Today for the first time in what feels like forever the sun is out.

I think sun will help.

Take care my darlings – sorry to talk so much about myself. But I feel foggy and out of focus. I have lost my sense of being and am just waiting now. Like some of you maybe. Lucky I have a very busy job. But still a large part of my Self has curled up by the fire with her back to the world. Still. Gathering my forces maybe. But deep down. I have gone deep.

Cecilia

65 responses to “The Tunnel”

  1. I feel like we’re sitting across a garden from one another. A vast, luscious garden, riotous with food for one another, for the bees and butterflies and other bugs. For the air and soil and sky.
    Quiet shared solitude.
    My parents make washable/reusable cloth masks with a pocket for removing the filter before washing. They’ve shipped out over a hundred to clinics and such but the need there has tapered off. How many does the mill need?

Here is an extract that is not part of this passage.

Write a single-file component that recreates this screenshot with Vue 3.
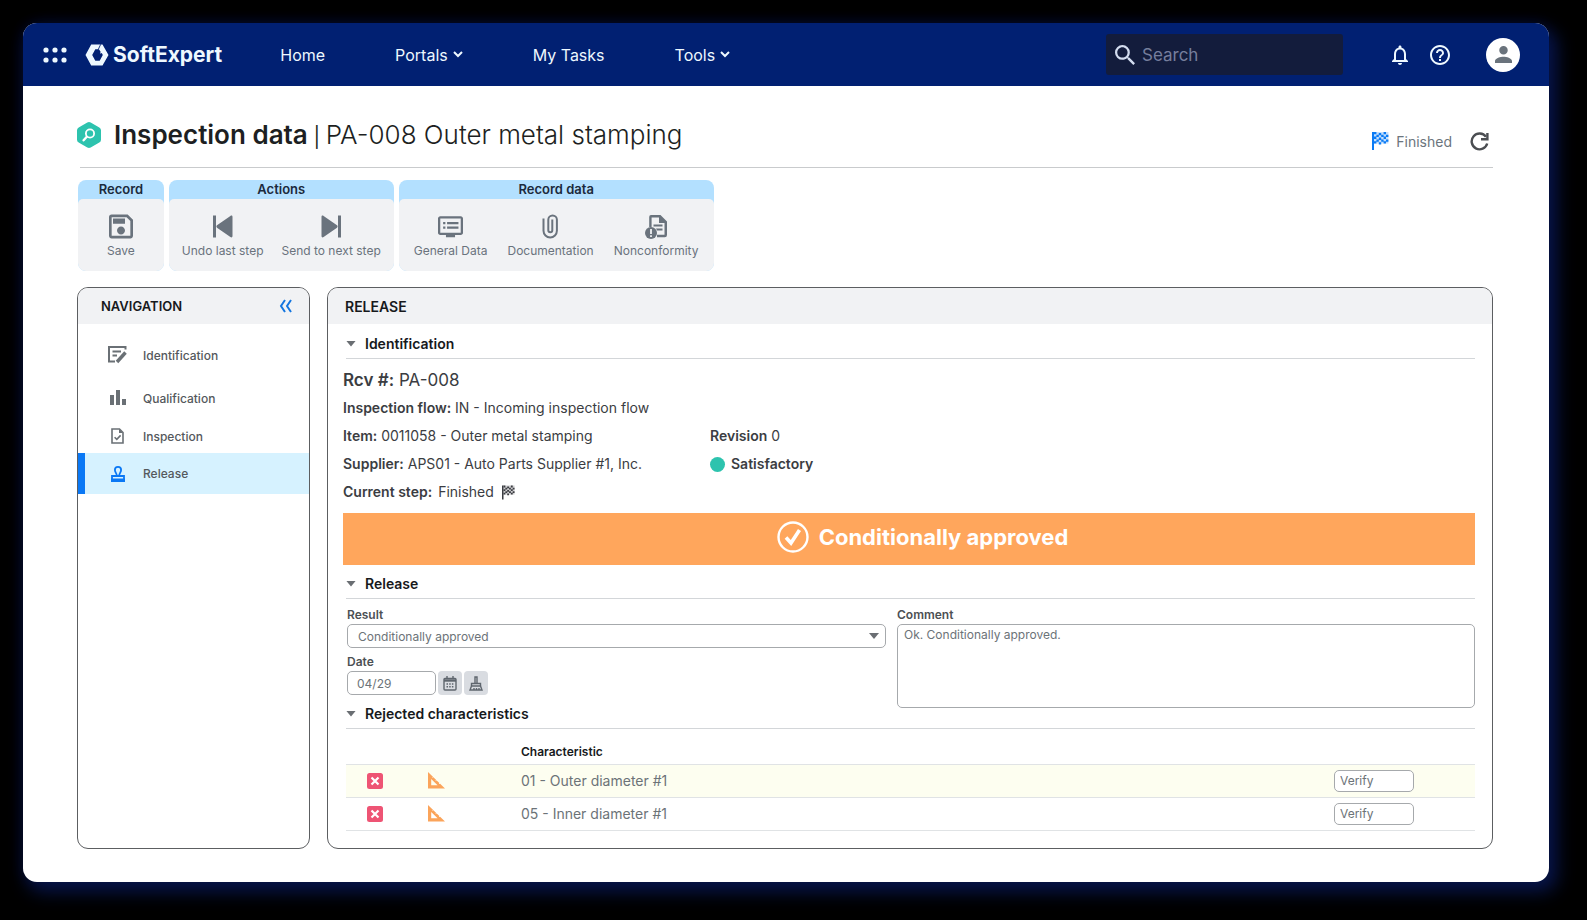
<script setup>
import { ref, reactive } from 'vue'

const result = ref('Conditionally approved')
const date = ref('04/29')
const comment = ref('Ok. Conditionally approved.')
const search = ref('')
const open = reactive({ identification: true, release: true, rejected: true })

const rows = reactive([
  { id: 1, name: '01 - Outer diameter #1', action: 'Verify' },
  { id: 2, name: '05 - Inner diameter #1', action: 'Verify' },
])

// Checkered flag: alternating cells with a small wave from column to column
const wave = [0, 0.5, 1, 0.5, 0, 0.5]
let flagCells = ''
for (let c = 0; c < 6; c++) {
  for (let r = 0; r < 5; r++) {
    if ((c + r) % 2 === 0) flagCells += `M${2 + c * 2.4} ${r * 2.3 + wave[c]}h2.4v2.3h-2.4z`
  }
}
</script>

<template>
  <div class="window">
    <header class="topbar">
      <button class="icon-btn apps" aria-label="Applications">
        <svg width="24" height="16" viewBox="0 0 24 16" fill="currentColor">
          <circle cx="3" cy="3" r="2.6" /><circle cx="12" cy="3" r="2.6" /><circle cx="21" cy="3" r="2.6" />
          <circle cx="3" cy="13" r="2.6" /><circle cx="12" cy="13" r="2.6" /><circle cx="21" cy="13" r="2.6" />
        </svg>
      </button>
      <a class="brand" href="#">
        <svg width="24" height="22" viewBox="0 0 24 22">
          <path fill="currentColor" fill-rule="evenodd" d="M6.200.5h11.300L23.500 11l-6 10.500H6.200L.5 11zM10.300 5.300 7.200 11l3.100 5.700h4.400L17.800 11l-1-2-1.500.8.200-2.300-1.600-2.200z" />
          <path d="M13.200 5.600 15.700.3" stroke="#012072" stroke-width=".9" />
        </svg>
        <span>SoftExpert</span>
      </a>
      <nav class="menu" aria-label="Main">
        <a href="#">Home</a>
        <a href="#">Portals
          <svg width="10" height="7" viewBox="0 0 10 7"><path d="M1 1l4 4 4-4" /></svg>
        </a>
        <a href="#">My Tasks</a>
        <a href="#">Tools
          <svg width="10" height="7" viewBox="0 0 10 7"><path d="M1 1l4 4 4-4" /></svg>
        </a>
      </nav>
      <label class="search">
        <svg width="20" height="20" viewBox="3 3 17.500 17.500" fill="currentColor">
          <path d="M15.500 14h-.79l-.28-.27A6.471 6.471 0 0 0 16 9.500 6.500 6.500 0 1 0 9.500 16c1.610 0 3.090-.59 4.230-1.570l.27.28v.79l5 4.990L20.490 19l-4.990-5zm-6 0C7.010 14 5 11.990 5 9.500S7.010 5 9.500 5 14 7.010 14 9.500 11.990 14 9.500 14z" />
        </svg>
        <input v-model="search" type="text" placeholder="Search" aria-label="Search" />
      </label>
      <button class="icon-btn bell" aria-label="Notifications">
        <svg width="16" height="20" viewBox="4 2 16 20" fill="currentColor">
          <path d="M12 22c1.100 0 2-.9 2-2h-4c0 1.100.9 2 2 2zm6-6v-5c0-3.070-1.630-5.640-4.500-6.320V4c0-.83-.67-1.500-1.500-1.500s-1.500.67-1.500 1.500v.68C7.640 5.360 6 7.920 6 11v5l-2 2v1h16v-1l-2-2zm-2 1H8v-6c0-2.480 1.510-4.500 4-4.500s4 2.020 4 4.500v6z" />
        </svg>
      </button>
      <button class="icon-btn help" aria-label="Help">
        <svg width="20" height="20" viewBox="2 2 20 20" fill="currentColor">
          <path d="M11 18h2v-2h-2v2zm1-16C6.480 2 2 6.480 2 12s4.480 10 10 10 10-4.480 10-10S17.520 2 12 2zm0 18c-4.410 0-8-3.590-8-8s3.590-8 8-8 8 3.590 8 8-3.590 8-8 8zm0-14c-2.210 0-4 1.790-4 4h2c0-1.100.9-2 2-2s2 .9 2 2c0 2-3 1.750-3 5h2c0-2.250 3-2.500 3-5 0-2.210-1.790-4-4-4z" />
        </svg>
      </button>
      <button class="icon-btn avatar" aria-label="Account">
        <svg width="17" height="17" viewBox="4 4 16 16" fill="currentColor">
          <path d="M12 12c2.210 0 4-1.790 4-4s-1.790-4-4-4-4 1.790-4 4 1.790 4 4 4zm0 2c-2.670 0-8 1.340-8 4v2h16v-2c0-2.660-5.330-4-8-4z" />
        </svg>
      </button>
    </header>

    <main class="page">
      <div class="title-row">
        <svg class="title-icon" width="24" height="26" viewBox="0 0 24 26">
          <path d="M10.300.6a3.400 3.400 0 0 1 3.400 0l8.600 4.900A3.300 3.300 0 0 1 24 8.400v9.200a3.300 3.300 0 0 1-1.700 2.900l-8.600 4.900a3.400 3.400 0 0 1-3.400 0l-8.600-4.900A3.300 3.300 0 0 1 0 17.600V8.400a3.300 3.300 0 0 1 1.700-2.900z" fill="#2dc3ae" />
          <circle cx="13" cy="11.500" r="4.100" fill="none" stroke="#fff" stroke-width="1.800" />
          <path d="M9.800 14.800 6.600 18.300" stroke="#fff" stroke-width="2.400" stroke-linecap="round" />
        </svg>
        <h1><b>Inspection data</b><span class="bar"> | </span>PA-008 Outer metal stamping</h1>
        <div class="status">
          <svg class="flag" width="17" height="18" viewBox="0 0 17 18" fill="currentColor">
            <path d="M0 0h2v18H0z" />
            <path d="M2 0h14.400v11.500H2z" opacity=".25" />
            <path :d="flagCells" />
          </svg>
          <span>Finished</span>
          <button class="icon-btn refresh" aria-label="Refresh">
            <svg width="19" height="19" viewBox="0 0 19 19" fill="none" stroke="currentColor" stroke-width="2.400">
              <path d="M16 4.800A7.900 7.900 0 1 0 17.200 11.500" />
              <path d="M17.400 1v6.300H11" />
            </svg>
          </button>
        </div>
      </div>

      <div class="toolbar">
        <section class="tools">
          <h2>Record</h2>
          <div class="tools-body single">
            <button>
              <svg width="24" height="24" viewBox="3 3 18 18" fill="currentColor">
                <path d="M17 3H5a2 2 0 0 0-2 2v14c0 1.100.9 2 2 2h14c1.100 0 2-.9 2-2V7l-4-4zm2 16H5V5h11.170L19 7.830V19zM12 12c-1.660 0-3 1.340-3 3s1.340 3 3 3 3-1.340 3-3-1.340-3-3-3zM6 6h9v4H6z" />
              </svg>
              Save
            </button>
          </div>
        </section>
        <section class="tools">
          <h2>Actions</h2>
          <div class="tools-body">
            <button>
              <svg width="20" height="24" viewBox="0 0 20 24" fill="currentColor">
                <path d="M0 1h3v22H0z" />
                <path d="M17.400 1.500c1-.8 2.100-.4 2.100.9v19.200c0 1.300-1.100 1.700-2.100.9L4 13.200c-.8-.7-.8-1.700 0-2.400z" />
              </svg>
              Undo last step
            </button>
            <button>
              <svg width="20" height="24" viewBox="0 0 20 24" fill="currentColor">
                <path d="M17 1h3v22h-3z" />
                <path d="M2.600 1.500C1.600.7.500 1.100.5 2.400v19.200c0 1.300 1.100 1.700 2.100.9L16 13.200c.8-.7.8-1.700 0-2.400z" />
              </svg>
              Send to next step
            </button>
          </div>
        </section>
        <section class="tools">
          <h2>Record data</h2>
          <div class="tools-body spacious">
            <button>
              <svg width="25" height="24" viewBox="1 1 22 21" fill="currentColor">
                <path d="M21 2.500H3c-1.100 0-2 .9-2 2v12.500c0 1.100.9 2 2 2h5v2h8v-2h5c1.100 0 2-.9 2-2V4.500c0-1.100-.9-2-2-2zM21 17H3V4.500h18zM19 7.500H9v2h10zm0 4H9v2h10zM7.500 7.500h-2v2h2zm0 4h-2v2h2z" />
              </svg>
              General Data
            </button>
            <button>
              <svg width="17" height="24" viewBox="0 0 17 24" fill="none" stroke="currentColor" stroke-width="2">
                <path d="M1.500 4v12.200a6.700 6.700 0 0 0 13.400 0V5.300a4.300 4.300 0 0 0-8.600 0v10.400a2 2 0 0 0 4 0V5" />
              </svg>
              Documentation
            </button>
            <button>
              <svg width="22" height="25" viewBox="0 0 22 25" fill="currentColor">
                <path fill-rule="evenodd" d="M6 1h9.500L22 7.500V21a2.200 2.200 0 0 1-2.200 2.200H12v-2.400h7.500V9H14V3.400H6.600V13H4.200V3A2 2 0 0 1 6 1z" />
                <path d="M8.500 10.500h9v2h-9zM11 14.500h6.500v2H12z" />
                <circle cx="6" cy="19" r="6" />
                <path d="M5.100 15h1.800v5H5.100zM5.100 21.200h1.800v1.800H5.100z" fill="#f1f2f4" />
              </svg>
              Nonconformity
            </button>
          </div>
        </section>
      </div>

      <div class="panels">
        <aside class="panel">
          <div class="panel-head nav-head">
            <h2>NAVIGATION</h2>
            <button class="icon-btn collapse" aria-label="Collapse navigation">
              <svg width="14" height="14" viewBox="0 0 14 14" fill="none" stroke="currentColor" stroke-width="2">
                <path d="M6 1 2 7l4 6M12 1 8 7l4 6" />
              </svg>
            </button>
          </div>
          <ul class="nav-list">
            <li>
              <a href="#">
                <svg width="19" height="18" viewBox="0 0 19 18" fill="none" stroke="currentColor" stroke-width="2">
                  <path d="M1 16.500V1h16.500v2.500M0 15.500h7M4.500 5.500h8.500M4.500 9.500H9" />
                  <path d="M9 16 17.500 6.500" stroke-width="3.400" />
                </svg>
                Identification
              </a>
            </li>
            <li>
              <a href="#">
                <svg width="16" height="16" viewBox="0 0 16 16" fill="currentColor">
                  <path d="M0 5h4v10H0zM6 0h4v15H6zM12 9h4v6h-4z" />
                </svg>
                Qualification
              </a>
            </li>
            <li>
              <a href="#">
                <svg width="13" height="16" viewBox="0 0 13 16" fill="none" stroke="currentColor" stroke-width="1.600">
                  <path d="M1 1h7.500L12 4.500V15H1zM3.600 9.200l2.200 2.200 3.800-4" />
                  <path d="M8 1v4h4z" fill="currentColor" stroke="none" />
                </svg>
                Inspection
              </a>
            </li>
            <li>
              <a href="#" class="active" aria-current="page">
                <svg width="14" height="16" viewBox="0 0 14 16" fill="none" stroke="currentColor" stroke-width="1.800">
                  <path d="M5.800 9.500C5.800 7.400 3.900 6.300 3.900 4a3.100 3.100 0 0 1 6.200 0C10.100 6.300 8.200 7.400 8.200 9.500" />
                  <path d="M1 13V10h12v3" />
                  <path d="M0 12.500h14v3.500H0z" fill="currentColor" stroke="none" />
                </svg>
                Release
              </a>
            </li>
          </ul>
        </aside>

        <section class="panel">
          <div class="panel-head">
            <h2>RELEASE</h2>
          </div>
          <div class="panel-body">
            <h3>
              <button @click="open.identification = !open.identification"><i class="caret"></i>Identification</button>
            </h3>
            <div v-show="open.identification" class="facts">
              <p class="lead"><b>Rcv #:</b> PA-008</p>
              <p class="full"><b>Inspection flow:</b> IN - Incoming inspection flow</p>
              <p><b>Item:</b> 0011058 - Outer metal stamping</p>
              <p><b>Revision</b> 0</p>
              <p><b>Supplier:</b> APS01 - Auto Parts Supplier #1, Inc.</p>
              <p class="with-dot"><i class="dot"></i><b>Satisfactory</b></p>
              <p class="with-flag">
                <b>Current step:</b>
                <span>Finished</span>
                <svg width="13" height="15" viewBox="0 0 17 18" fill="currentColor">
                  <path d="M0 0h2v18H0z" />
                  <path d="M2 0h14.400v11.500H2z" opacity=".25" />
                  <path :d="flagCells" />
                </svg>
              </p>
            </div>

            <div class="banner">
              <svg width="32" height="32" viewBox="0 0 32 32" fill="none" stroke="currentColor">
                <circle cx="16" cy="16" r="14.500" stroke-width="2.400" />
                <path d="M9 16.500 14 22l8.500-13" stroke-width="3.600" />
              </svg>
              <strong>Conditionally approved</strong>
            </div>

            <h3>
              <button @click="open.release = !open.release"><i class="caret"></i>Release</button>
            </h3>
            <form v-show="open.release" class="form" @submit.prevent>
              <div class="left">
                <div class="field">
                  <label for="result">Result</label>
                  <div class="select">
                    <select id="result" v-model="result">
                      <option>Conditionally approved</option>
                      <option>Approved</option>
                      <option>Rejected</option>
                    </select>
                    <i class="caret"></i>
                  </div>
                </div>
                <div class="field">
                  <label for="date">Date</label>
                  <div class="date">
                    <input id="date" v-model="date" type="text" />
                    <button type="button" aria-label="Open calendar">
                      <svg width="14" height="15" viewBox="0 0 14 15" fill="none" stroke="currentColor" stroke-width="1.400">
                        <rect x="1" y="2.500" width="12" height="11.500" rx="1" />
                        <path d="M1 4.500h12" stroke-width="2.400" />
                        <path d="M4 0v3M10 0v3" />
                        <path d="M3.500 8h7M3.500 10.800h7" stroke-dasharray="1.500 1.200" />
                      </svg>
                    </button>
                    <button type="button" aria-label="Clear date">
                      <svg width="14" height="15" viewBox="0 0 14 15" fill="none" stroke="currentColor" stroke-width="1.400">
                        <path d="M6 7V1h2v6M2.500 10V7.500h9V10" />
                        <path d="M2.500 10 1 14h12l-1.500-4zM5 14v-2M7.500 14v-2M10 14v-2" />
                      </svg>
                    </button>
                  </div>
                </div>
              </div>
              <div class="field">
                <label for="comment">Comment</label>
                <textarea id="comment" v-model="comment"></textarea>
              </div>
            </form>

            <h3>
              <button @click="open.rejected = !open.rejected"><i class="caret"></i>Rejected characteristics</button>
            </h3>
            <table v-show="open.rejected">
              <colgroup>
                <col class="c-state" /><col class="c-type" /><col /><col class="c-action" />
              </colgroup>
              <thead>
                <tr>
                  <td></td>
                  <td></td>
                  <th scope="col">Characteristic</th>
                  <td></td>
                </tr>
              </thead>
              <tbody>
                <tr v-for="row in rows" :key="row.id">
                  <td class="state">
                    <svg width="16" height="16" viewBox="0 0 16 16" role="img" aria-label="Rejected">
                      <rect width="16" height="16" rx="2.500" fill="#ee5474" />
                      <path d="M4.500 4.500l7 7M11.500 4.500l-7 7" stroke="#fff" stroke-width="2.200" />
                    </svg>
                  </td>
                  <td>
                    <svg width="18" height="17" viewBox="0 0 18 17" role="img" aria-label="Measured">
                      <path fill="#fba45a" fill-rule="evenodd" d="M1 0 18 16.500H1zM4.200 7v6.300h6.400z" />
                      <path d="M7 4.200 5.600 5.600M10.200 7.400 8.800 8.800M13.400 10.600 12 12" stroke="#fff" stroke-width=".8" />
                    </svg>
                  </td>
                  <td>{{ row.name }}</td>
                  <td><input v-model="row.action" type="text" :aria-label="'Action for ' + row.name" /></td>
                </tr>
              </tbody>
            </table>
          </div>
        </section>
      </div>
    </main>
  </div>
</template>

<style>
body {
  background: #000;
}
</style>

<style scoped>
* {
  box-sizing: border-box;
}

.window {
  display: flex;
  flex-direction: column;
  min-height: calc(100vh - 61px);
  margin: 23px 38px 38px 23px;
  border-radius: 14px;
  background: #fff;
  color: #3b3d42;
  font-family: Inter, "Liberation Sans", sans-serif;
  font-size: 14px;
  box-shadow: 6px 8px 18px 2px #07154a, 0 0 16px #05081f;
  overflow: hidden;
}

h1, h2, h3, p, ul {
  margin: 0;
  padding: 0;
  font-weight: 400;
}

button, input, select, textarea {
  margin: 0;
  padding: 0;
  border: 0;
  background: none;
  color: inherit;
  font: inherit;
}

svg {
  flex: none;
  display: block;
}

a {
  color: inherit;
  text-decoration: none;
}

b {
  font-weight: 600;
}

.icon-btn {
  display: flex;
  align-items: center;
  justify-content: center;
}

/* Top bar */
.topbar {
  display: flex;
  align-items: center;
  height: 63px;
  padding: 0 29px 0 20px;
  background: #012072;
  color: #eef8ff;
}

.brand {
  display: flex;
  align-items: center;
  gap: 4px;
  margin-left: 18px;
  font-size: 21px;
  font-weight: 700;
}

.menu {
  display: flex;
  gap: 70px;
  margin-left: 58px;
  font-size: 16px;
}

.menu a {
  display: flex;
  align-items: center;
  gap: 5px;
  white-space: nowrap;
}

.menu svg {
  fill: none;
  stroke: currentColor;
  stroke-width: 2;
}

.search {
  display: flex;
  align-items: center;
  gap: 7px;
  width: 237px;
  height: 41px;
  margin-left: auto;
  padding: 0 9px;
  border-radius: 3px;
  background: #131c3c;
  color: #d3dcef;
}

.search input {
  flex: 1;
  min-width: 0;
  outline: 0;
  font-size: 17px;
}

.search input::placeholder {
  color: #767e9c;
  opacity: 1;
}

.bell {
  margin-left: 49px;
}

.help {
  margin-left: 22px;
}

.avatar {
  width: 34px;
  height: 34px;
  margin-left: 36px;
  border-radius: 50%;
  background: #fff;
  color: #6a737c;
}

/* Page */
.page {
  flex: 1;
  display: flex;
  flex-direction: column;
  padding: 0 56px 33px 54px;
}

.title-row {
  display: flex;
  align-items: center;
  height: 82px;
  padding-top: 15px;
  background: linear-gradient(#c9cbcd, #c9cbcd) 3px 100% / 100% 1px no-repeat;
}

h1 {
  margin-left: 13px;
  color: #1d1f22;
  font-size: 26px;
  font-weight: 300;
  white-space: nowrap;
}

.bar {
  font-size: 20px;
  font-weight: 400;
}

.status {
  display: flex;
  align-items: center;
  margin-left: auto;
  padding: 13px 4px 0 0;
  color: #6c757d;
  font-size: 14px;
}

.flag {
  margin-right: 7px;
  color: #0a7bf5;
}

.refresh {
  margin-left: 18px;
  color: #4b4e52;
}

.toolbar {
  display: flex;
  gap: 5px;
  padding: 12px 0 16px 1px;
}

.tools {
  border-radius: 8px;
  background: #b3e0ff;
  overflow: hidden;
}

.tools h2 {
  color: #1b2a3c;
  font-size: 13px;
  font-weight: 600;
  line-height: 19px;
  text-align: center;
}

.tools-body {
  display: flex;
  gap: 18px;
  height: 72px;
  padding: 15px 13px 0;
  border-radius: 5px 5px 0 0;
  background: #f1f2f4;
  color: #6a737d;
}

.single {
  padding: 15px 29px 0;
}

.spacious {
  gap: 20px;
  padding: 15px 15px 0;
}

.tools-body button {
  display: flex;
  flex-direction: column;
  align-items: center;
  gap: 4px;
  font-size: 12px;
  line-height: 16px;
  white-space: nowrap;
}

.tools-body svg {
  height: 25px;
}

/* Panels */
.panels {
  flex: 1;
  display: grid;
  grid-template-columns: 233px minmax(0, 1fr);
  gap: 17px;
}

.panel {
  border: 1px solid #5c5e61;
  border-radius: 11px;
  overflow: hidden;
}

.panel-head {
  display: flex;
  align-items: center;
  height: 36px;
  padding: 0 17px;
  background: #f1f2f4;
}

.panel-head h2 {
  color: #17191c;
  font-size: 14px;
  font-weight: 600;
}

.panel-head.nav-head {
  padding: 0 16px 0 23px;
}

.panel-head.nav-head h2 {
  font-size: 13px;
}

.collapse {
  margin-left: auto;
  color: #1677e0;
}

.nav-list {
  display: grid;
  grid-template-rows: 44px 42px 34px 41px;
  padding-top: 9px;
  list-style: none;
}

.nav-list a {
  display: grid;
  grid-template-columns: 19px 1fr;
  align-items: center;
  justify-items: start;
  column-gap: 16px;
  height: 100%;
  padding-left: 30px;
  color: #54585c;
  font-size: 12px;
  font-weight: 500;
}

.nav-list svg {
  justify-self: center;
  color: #6a7075;
}

.nav-list .active {
  padding-left: 23px;
  border-left: 7px solid #0a78f5;
  background: #d6f2ff;
}

.nav-list .active svg {
  color: #0a78f5;
}

.panel-body {
  padding: 1px 17px 17px 15px;
}

h3 {
  height: 34px;
  margin-left: 3px;
  padding-top: 4px;
  border-bottom: 1px solid #d3d6d9;
}

h3 button {
  display: flex;
  align-items: center;
  gap: 9px;
  height: 100%;
  color: #17191c;
  font-size: 14px;
  font-weight: 600;
}

.caret {
  width: 10px;
  height: 6px;
  background: #6a6e73;
  clip-path: polygon(0 0, 100% 0, 50% 100%);
}

.facts {
  display: grid;
  grid-template-columns: 367px 1fr;
  padding: 7px 0;
  line-height: 28px;
}

.lead, .full {
  grid-column: 1 / -1;
}

.lead {
  font-size: 17px;
}

.with-dot, .with-flag {
  display: flex;
  align-items: center;
  gap: 6px;
}

.with-flag svg {
  margin-left: 2px;
}

.dot {
  width: 15px;
  height: 15px;
  border-radius: 50%;
  background: #2dc3ae;
}

.banner {
  display: flex;
  align-items: center;
  justify-content: center;
  gap: 10px;
  height: 52px;
  padding: 0 0 4px 27px;
  background: #ffa65c;
  color: #fff;
  font-size: 22px;
}

.banner strong {
  font-weight: 700;
}

.form {
  display: grid;
  grid-template-columns: 539fr 578fr;
  gap: 11px;
  margin-left: 4px;
  padding-top: 8px;
  color: #6c7378;
  font-size: 12px;
}

.left {
  display: grid;
  gap: 6px;
}

.field {
  display: flex;
  flex-direction: column;
  gap: 1px;
}

.field label {
  color: #4c5054;
  font-weight: 600;
  line-height: 16px;
}

.select {
  position: relative;
}

.select .caret {
  position: absolute;
  top: 9px;
  right: 7px;
  pointer-events: none;
}

.form select, .form input, .form textarea, td input {
  border: 1px solid #a6a9ac;
  border-radius: 5px;
  background: #fff;
}

.form select {
  width: 100%;
  height: 24px;
  padding: 0 10px;
  appearance: none;
}

.date {
  display: flex;
  gap: 2px;
}

.date input {
  width: 89px;
  height: 24px;
  padding: 0 9px;
}

.date button {
  display: flex;
  align-items: center;
  justify-content: center;
  width: 24px;
  height: 24px;
  border-radius: 4px;
  background: #d9dce1;
  color: #5f666e;
}

.form textarea {
  height: 84px;
  margin-bottom: -13px;
  padding: 2px 6px;
  line-height: 16px;
  resize: none;
}

table {
  width: calc(100% - 3px);
  margin-left: 3px;
  border-collapse: collapse;
  table-layout: fixed;
  color: #6c7378;
}

.c-state {
  width: 81px;
}

.c-type {
  width: 94px;
}

.c-action {
  width: 141px;
}

tr {
  height: 33px;
  border-bottom: 1px solid #e0e3e5;
}

thead tr {
  height: 35px;
}

td, th {
  padding: 0;
  text-align: left;
}

th {
  padding-top: 10px;
  color: #17191c;
  font-size: 12px;
  font-weight: 600;
}

tbody tr:first-child {
  background: #fdfef0;
}

.state {
  padding-left: 21px;
}

td input {
  display: block;
  width: 80px;
  height: 22px;
  padding: 0 5px;
  font-size: 12px;
}
</style>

  2. If the sun helps, you might try taking some Vitamin D. Out here in the Northwest, the Sun is a treasured commodity and many of us lack sufficient vitamin D. I’ve been tested and am chronically low. I’ve learned that, when I’m feeling depressed and hopeless, I need to make sure to take my supplement and then, very quickly, I start feeling better. The problems still exist, but they become soluble instead of overwhelming.

  3. Ah. You have summed up my couple of weeks as well. I feel like a feather trapped in a chain link fence…..

  4. There is light at the end of the tunnel, Cecilia.
    This shall pass too.
    As you dive deep,
    Those depths will define you,
    Those depths will dust you and decorate you,
    To help you Bloom with the Pleasant Fragrance of Life!!
    Stay safe and healthy, everything will be fine.

  5. My thoughts drifted to you this morning, Miss C. Hope you are all well. Change is one of the few certainties in this life, and I am hoping for the positive. Sending you peace.